Reply #1 on: January 17, 2013, 07:57:37 AM
Briefly, yes, of course I experience all the things you mention in all sorts of places and all sorts of times. What you are describing is mystical experience, which has been the deepest force in creative minds for as long as people have created anything. Hundreds of great minds have practically made it their reason for existence. Aldous Huxley, in particular, comes to mind, specifically in works such as Heaven and Hell, The Doors of Perception.

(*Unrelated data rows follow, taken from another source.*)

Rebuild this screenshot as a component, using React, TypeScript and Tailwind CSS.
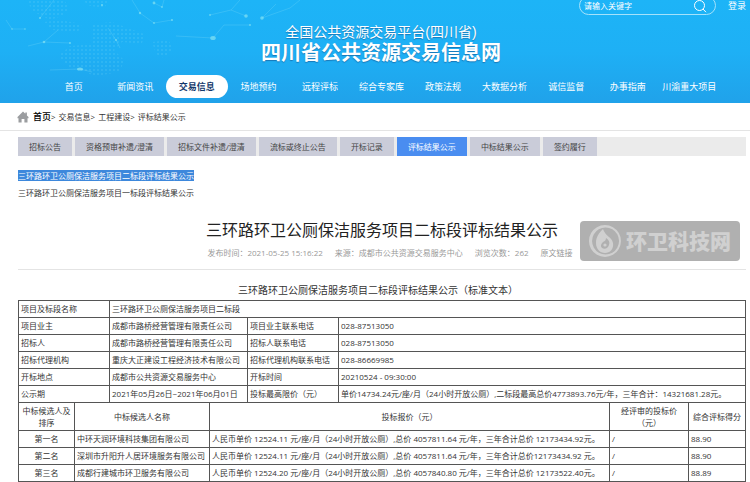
const navItems = [
  "首页",
  "新闻资讯",
  "交易信息",
  "场地预约",
  "远程评标",
  "综合专家库",
  "政策法规",
  "大数据分析",
  "诚信监督",
  "办事指南",
  "川渝重大项目"
];

const tabs = [
  "招标公告",
  "资格预审补遗/澄清",
  "招标文件补遗/澄清",
  "流标或终止公告",
  "开标记录",
  "评标结果公示",
  "中标结果公示",
  "签约履行"
];

const meta = [
  "发布时间：2021-05-25 15:16:22",
  "来源：成都市公共资源交易服务中心",
  "浏览次数：262"
];

const details = [
  ["项目业主", "成都市路桥经营管理有限责任公司", "项目业主联系电话", "028-87513050"],
  ["招标人", "成都市路桥经营管理有限责任公司", "招标人联系电话", "028-87513050"],
  ["招标代理机构", "重庆大正建设工程经济技术有限公司", "招标代理机构联系电话", "028-86669985"],
  ["开标地点", "成都市公共资源交易服务中心", "开标时间", "20210524 - 09:30:00"],
  [
    "公示期",
    "2021年05月26日~2021年06月01日",
    "投标最高限价（元）",
    "单价14734.24元/座/月（24小时开放公厕）,二标段最高总价4773893.76元/年，三年合计：14321681.28元。"
  ]
];

const candidates = [
  {
    rank: "第一名",
    name: "中环天润环境科技集团有限公司",
    price: "人民币单价 12524.11 元/座/月（24小时开放公厕）,总价 4057811.64 元/年，三年合计总价 12173434.92元。",
    score: "88.90"
  },
  {
    rank: "第二名",
    name: "深圳市升阳升人居环境服务有限公司",
    price: "人民币单价 12524.11 元/座/月（24小时开放公厕）,总价 4057811.64 元/年，三年合计总价12173434.92 元。",
    score: "88.90"
  },
  {
    rank: "第三名",
    name: "成都行建城市环卫服务有限公司",
    price: "人民币单价 12524.20 元/座/月（24小时开放公厕）,总价 4057840.80 元/年，三年合计总价 12173522.40元。",
    score: "88.89"
  }
];

const Network = () => (
  <svg
    className="absolute top-0 left-0 w-[375px] h-[103px]"
    viewBox="0 0 375 103"
    fill="none"
    aria-hidden="true"
  >
    <defs>
      <pattern id="dots" width="4" height="4" patternUnits="userSpaceOnUse">
        <circle cx="2" cy="2" r="0.8" fill="#6fd6f7" />
      </pattern>
    </defs>
    <g fill="url(#dots)" opacity="0.45">
      <path d="M26 0H64L70 8L62 16L50 20L34 12Z" />
      <path d="M44 22L60 20L82 24L78 32L52 30Z" />
      <path d="M92 24L112 22L128 28L144 34L142 44L122 42L114 50L124 60L120 72L96 76L70 68L58 56L70 46L92 44Z" />
      <path d="M152 42L168 40L174 48L164 58L156 54Z" />
      <path d="M82 0H110L104 8L90 6Z" />
    </g>
    <g stroke="#7ddcf8" strokeWidth="0.6" opacity="0.45">
      <path d="M40 18L54 0M132 0L140 13L154 23L172 20M154 3L162 7L164 0" />
      <path d="M6 20L12 29H25M210 15L231 10L246 16M231 10L240 0M262 18L276 4" />
      <path d="M176 36L213 38L224 25L250 25M28 46L44 42L58 30M44 42L70 43M262 18L290 8L300 0" />
      <path d="M50 70L80 69L92 72M108 28L116 40L120 48" />
    </g>
    <g fill="#8be6f2" opacity="0.65">
      <circle cx="154" cy="3" r="1.4" />
      <circle cx="162" cy="7" r="0.9" />
      <circle cx="140" cy="13" r="1.2" />
      <circle cx="154" cy="23" r="0.9" />
      <circle cx="172" cy="20" r="1.1" />
      <circle cx="102" cy="5" r="1.1" />
      <circle cx="210" cy="15" r="0.9" />
      <circle cx="246" cy="16" r="1.8" />
      <circle cx="262" cy="18" r="1.8" />
      <ellipse cx="213" cy="38" rx="2.8" ry="2" />
      <circle cx="250" cy="25" r="1" />
      <ellipse cx="80" cy="69" rx="3" ry="1.6" />
      <circle cx="44" cy="42" r="1.3" />
      <circle cx="70" cy="43" r="1" />
      <circle cx="116" cy="40" r="1.1" />
      <circle cx="40" cy="18" r="1" />
      <circle cx="25" cy="29" r="0.8" />
      <circle cx="12" cy="29" r="0.8" />
    </g>
  </svg>
);

const Header = () => (
  <header className="relative overflow-hidden bg-gradient-to-b from-[#1db4f7] via-[#1eb0f5] to-[#20a2ea] text-white pb-[5px]">
    <Network />
    <div className="relative">
      <div className="flex items-center justify-end -mt-1 pr-1">
        <form className="flex items-center w-[137px] h-[19px] mr-3 rounded-full border border-[#a5e2fb] pl-1 pr-2">
          <input
            type="text"
            aria-label="搜索"
            placeholder="请输入关键字"
            className="flex-1 min-w-0 text-[8px] outline-none placeholder:text-white"
          />
          <button type="button" aria-label="搜索按钮">
            <svg className="size-[14px]" viewBox="0 0 14 14" fill="none" stroke="currentColor">
              <circle cx="6.5" cy="6.5" r="5" />
              <path d="M10 10L13 13.2" />
            </svg>
          </button>
        </form>
        <a href="#" className="text-[9px]">
          登录
        </a>
      </div>

      <div className="mt-[7px] pl-3 text-center font-['Liberation_Sans','Noto_Sans_CJK_SC',sans-serif] [text-shadow:0_1px_1px_#1878b8]">
        <p className="text-[14px] leading-5">全国公共资源交易平台(四川省)</p>
        <h1 className="text-[20px] leading-[22px] font-bold">四川省公共资源交易信息网</h1>
      </div>

      <nav className="mt-[11px] pl-[43px] pr-[30px]">
        <ul className="grid grid-cols-11">
          {navItems.map((item) => (
            <li key={item}>
              <a
                href="#"
                className={
                  item === "交易信息"
                    ? "block text-center text-[9px] leading-[23px] whitespace-nowrap rounded-full bg-white text-[#14386b] font-bold"
                    : "block text-center text-[9px] leading-[23px] whitespace-nowrap"
                }
              >
                {item}
              </a>
            </li>
          ))}
        </ul>
      </nav>
    </div>
  </header>
);

const Breadcrumb = () => (
  <nav className="flex items-center h-7 pl-[17px] border-b border-[#e4e4e4] text-[8px] text-[#333]">
    <svg className="w-3 h-3 mr-1" viewBox="0 0 12 12" fill="#9b9da0" aria-hidden="true">
      <path d="M6 0.5L0.5 6V7.3H1.5V11.5H4.6V8H7.4V11.5H10.5V7.3H11.5V6L9.9 4.4V1.5H8.3V2.8Z" />
    </svg>
    <a href="#" className="text-[9px] font-medium text-black">
      首页
    </a>
    <span className="mr-[3px]">&gt;</span>
    <a href="#">交易信息</a>
    <span className="mr-[3px]">&gt;</span>
    <a href="#">工程建设</a>
    <span className="mr-[3px]">&gt;</span>
    <a href="#">评标结果公示</a>
  </nav>
);

const Watermark = () => (
  <div className="absolute top-3 right-[6px] flex items-center w-40 h-10 pl-2 rounded bg-[#b0b0b0] text-[#d0d0d0]">
    <svg className="size-[34px] mr-1" viewBox="0 0 34 34" fill="currentColor" aria-hidden="true">
      <path
        d="M17 1A16 16 0 1 1 16.9 1ZM17.5 3.5A13.5 13.5 0 1 0 17.6 3.5Z"
        fillRule="evenodd"
      />
      <path
        d="M15 5C11 9 8 13 8 19C8 25 12 29 17 29C22 29 26 25 25 19C24 13 17 12 15 5ZM18 14C21 16 22 18 21 21C20 24 17 26 14 24C12 22 13 20 15 18C17 17 18 16 18 14Z"
        fillRule="evenodd"
      />
      <circle cx="17" cy="21" r="1.6" />
    </svg>
    <span className="text-[21px] leading-none font-black whitespace-nowrap">环卫科技网</span>
  </div>
);

const cell = "h-[17px] border border-[#555] px-[2px] py-0 leading-3 font-normal";

export default function App() {
  return (
    <div className="min-h-screen overflow-hidden bg-white text-[#333] font-['Open_Sans','Noto_Sans_CJK_SC',sans-serif]">
      <Header />
      <Breadcrumb />

      <main className="pl-[18px] pr-1">
        <div className="flex gap-[3px] mt-[6px] bg-[#ebebeb] text-[8px] leading-[19px]">
          {tabs.map((tab) => (
            <button
              key={tab}
              type="button"
              className={
                tab === "评标结果公示"
                  ? "px-[11px] whitespace-nowrap bg-[#4a8df0] text-white"
                  : "px-[11px] whitespace-nowrap bg-[#caccd9] text-[#444]"
              }
            >
              {tab}
            </button>
          ))}
        </div>

        <ul className="mt-[11px] text-[8px] leading-[17px]">
          <li>
            <a href="#" className="bg-[#3d88dc] text-white">
              三环路环卫公厕保洁服务项目二标段评标结果公示
            </a>
          </li>
          <li>
            <a href="#">三环路环卫公厕保洁服务项目一标段评标结果公示</a>
          </li>
        </ul>

        <section className="relative mt-2 pt-[9px] pb-[9px] border-b border-[#e4e4e4]">
          <h2 className="text-[16px] leading-6 text-center text-[#222]">
            三环路环卫公厕保洁服务项目二标段评标结果公示
          </h2>
          <div className="flex justify-center gap-3 mt-1 pl-4 text-[8px] leading-[14px] text-[#999]">
            {meta.map((item) => (
              <span key={item}>{item}</span>
            ))}
            <a href="#">原文链接</a>
          </div>
          <Watermark />
        </section>

        <h3 className="mt-3 mb-[2px] pr-2 text-[10px] leading-4 text-center">
          三环路环卫公厕保洁服务项目二标段评标结果公示（标准文本）
        </h3>

        <table className="w-full table-fixed border-collapse text-[8px] text-left whitespace-nowrap">
          <colgroup>
            <col className="w-[91px]" />
            <col className="w-[138px]" />
            <col className="w-[91px]" />
            <col />
          </colgroup>
          <tbody>
            <tr>
              <th className={cell}>项目及标段名称</th>
              <td className={cell} colSpan={3}>
                三环路环卫公厕保洁服务项目二标段
              </td>
            </tr>
            {details.map(([label, value, label2, value2]) => (
              <tr key={label}>
                <th className={cell}>{label}</th>
                <td className={cell}>{value}</td>
                <th className={cell}>{label2}</th>
                <td className={cell}>{value2}</td>
              </tr>
            ))}
          </tbody>
        </table>

        <table className="w-full -mt-px table-fixed border-collapse text-[8px] text-left whitespace-nowrap">
          <colgroup>
            <col className="w-[56px]" />
            <col className="w-[135px]" />
            <col />
            <col className="w-[79px]" />
            <col className="w-[57px]" />
          </colgroup>
          <thead className="text-center">
            <tr className="h-7">
              <th className={cell}>
                中标候选人及
                <br />
                排序
              </th>
              <th className={cell}>中标候选人名称</th>
              <th className={cell}>投标报价（元）</th>
              <th className={cell}>
                经评审的投标价
                <br />
                （元）
              </th>
              <th className={cell}>综合评标得分</th>
            </tr>
          </thead>
          <tbody>
            {candidates.map((item) => (
              <tr key={item.rank}>
                <th className={`${cell} text-center`}>{item.rank}</th>
                <td className={cell}>{item.name}</td>
                <td className={cell}>{item.price}</td>
                <td className={cell}>/</td>
                <td className={cell}>{item.score}</td>
              </tr>
            ))}
          </tbody>
        </table>
      </main>
    </div>
  );
}
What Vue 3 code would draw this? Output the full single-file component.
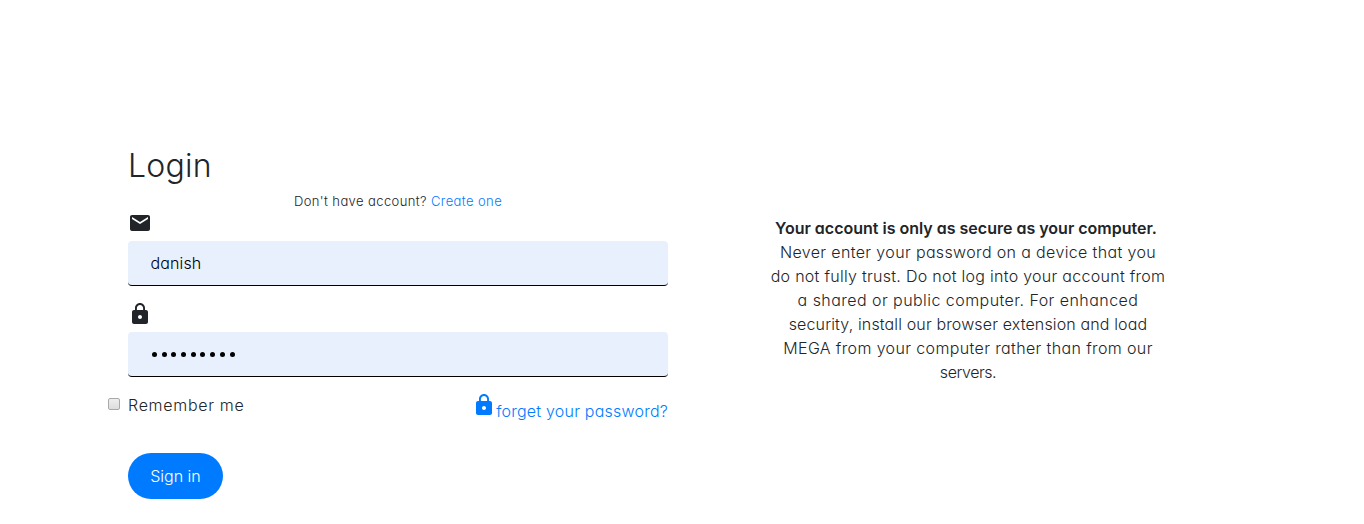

No, everybody certainly does not experience it, however many do but don't talk about it lest they be thought potty. It isn't potty at all, it's very healthy, and if you have already had it you cannot lose it, don't worry about that. It takes about a week to recover it, in my experience, after a prolonged period of forced mundane rationality, no longer. And if your main driver is music, then "the other place" will be its principal source of ideas. You are not strange at all, and it puzzles me why you should imagine you have a problem. Just cultivate it and enjoy it, that's what I do.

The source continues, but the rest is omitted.